The original structure was torn down in July 2012 to make room for the new 30,500 square foot. structure that is located between the dining hall and Smith Hall.

“The old building did not fit our needs. It was too outdated,” said Mark Walker, director of bands for the School of Music. Walker explained that the new building comes as a vast improvement compared to the old one which was not big enough nor had enough storage area while the new hall comes with the amenities of a large band room, a band storage facility, a choir room, dance studios, soundproof practice rooms, and administrative and faculty offices.

“For the first time we have all the rehearsal space – for the band, the choir and dance ­– under one roof,” Walker said.

“It gives us a more appropriate learning environment,” Chelsea Strength, a freshman music education major from Chelsea, said. “It’s huge and well designed. Before this, whenever a band class met, it was in the old dining hall. It’s nice to have our own facility,” Strength said.

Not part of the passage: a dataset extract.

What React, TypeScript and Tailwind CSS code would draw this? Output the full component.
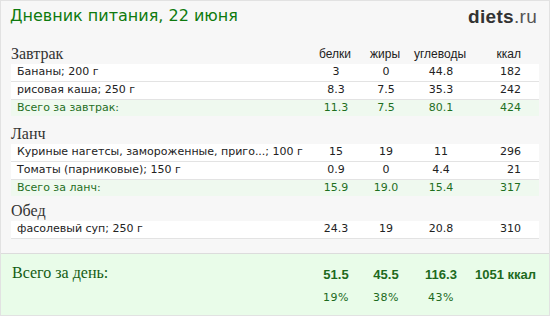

According to Walker, the decision to reconstruct the entire building instead of renovating it was based on cost. “A new facilitated building was also a necessity for us to maintain accreditation from the National Association of Schools of Music,” he said.

In an effort to preserve the legacy of the old Long Hall, its bricks are available for acquisition in return for donations, proceeds of which go to the School of Music.

Although the new structure is still getting finishing touches, with final furnishing and interior construction still going on, several rehearsals, conducting and music education classes have already begun with the students taking full advantage of the availability of more private practice areas.

“We finally have enough space for percussions,” said Matthew Bowling, a senior computer science major and member of Sound of the South from Defuniak Springs, Fla.

Bowling added that having a rehearsal space of your own is much more productive compared to everyone practicing in one big hall, as they had to do for a year and half in Stewart Hall while the new Long Hall was under construction.

“It is a 200 percent improvement from the old space because of the windows, the double sprung floors, permanent marley floors, the close locker rooms, the ice machine, the sound proofing and privacy, the extra mirrors, the bars on the wall, and the possibility of holding small shows in it, none of which we had before,” said Sabrina Stone, a senior psychology major and member of the Troy Dance Repertory Ensemble from Phoenix City.

“It does meet the needs of the new dance major, not only by giving us another much needed space, but also by providing a completely professional state of the art space.”

Billy Gordie, a senior music education major from Columbia, said that the building is very high-tech and inviting and can work as a plus for recruitment of new students. “It shows that the university actually cares about the School of Music,” he said.

“People are going to be knocked out when they see it,” Walker said.